Development of New Energy Vehicles in Shanghai

 Download Shanghai Flash N° 3/2011 pdf-version
(4 p., 60 kb)

I. Current situation

New energy vehicles (including electric, hybrid vehicles and fuel cell vehicles) are expected to play a leading role in the future of the automobile industry. Globally, industry forecasts indicate that the sale of electric vehicles will account for up to 25% of annual new auto sales by 2025. Among the major countries promoting new energy vehicles, China is singled out as having the most potential for growth1, with an estimated annual demand of 350'000 new energy vehicles by 2012.

According to a recent survey, there are currently over 10'000 new energy vehicles on the road in 25 major cities, 10% of them having been purchased for private use2. Over 100 power stations and 4'500 fast charging poles have been put into place in these cities. The vehicles are estimated to have driven over 330 million kilometres.

Despite these encouraging figures, several factors have slowed the growth of demand for new energy vehicles. First of all, with the fast development of traditional auto industries in recent years, its contribution to local GDPs has been increasing and has become an important contributor to local tax income and employment. With the auto industry connected to dozens of other industries, these are also feeling the positive effect of this growth. Furthermore, though the Chinese public is increasingly familiar with the advantages of new energy vehicles through auto exhibitions and advertisement, the demand just isn't here yet for mass production. In addition, the considerable financial implications and investment needed to promote the required R&D of the new energy vehicle industry, made local governments reluctant to take serious and concrete measures in the past years, even though the advantages of new energy vehicles have been promoted for years.

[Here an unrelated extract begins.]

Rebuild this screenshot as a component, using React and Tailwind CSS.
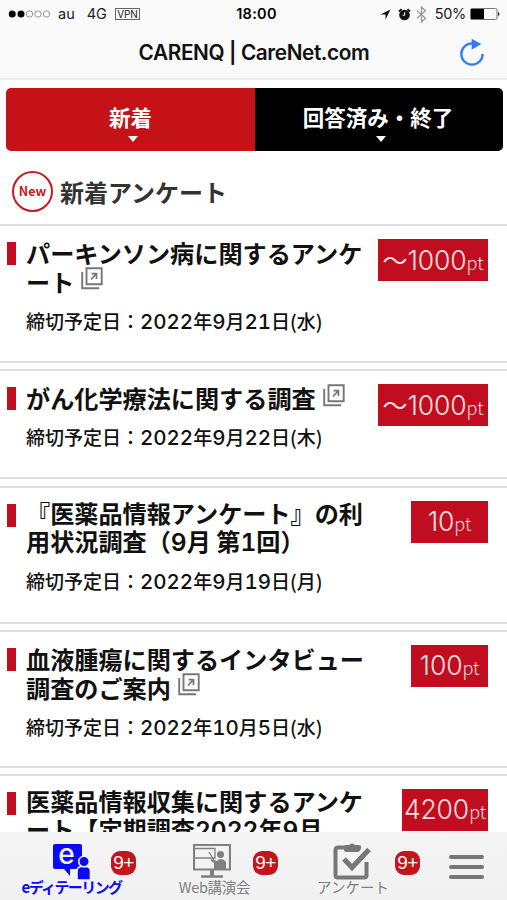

With the support of the National 12th Five Year Plan (2011-2015), the State Cabinet is determined to further develop environmental friendly industries, including the new energy vehicle industry. China is eager to take a dominant position in the new industry. Moreover, Green GDP has replaced pure GDP achievements as a way to assess the performance of officials, encouraging various incentive measures to be taken by local governments respectively. Encouraged by financial support from both the central and local governments, the industry has been injected with new vitality.

II. Background

1. Governmental level support

In the 12th Five Year Plan, China has signalled its intention to shift from policy of maximizing economic growth to balancing growth with environmental sustainabilityThe Plan indicates that China will place great priority to seven emerging strategic industries, which are clean energy, alternative energy vehicles, energy conservation and environmental protection, information technology, bio-technology, high-end equipment manufacturing and new materials. To accomplish the ambition of raising the proportion of these seven industries to 8% of China's GDP by 2020, financial and preferential tax policies will be implemented by the central government to support these industries.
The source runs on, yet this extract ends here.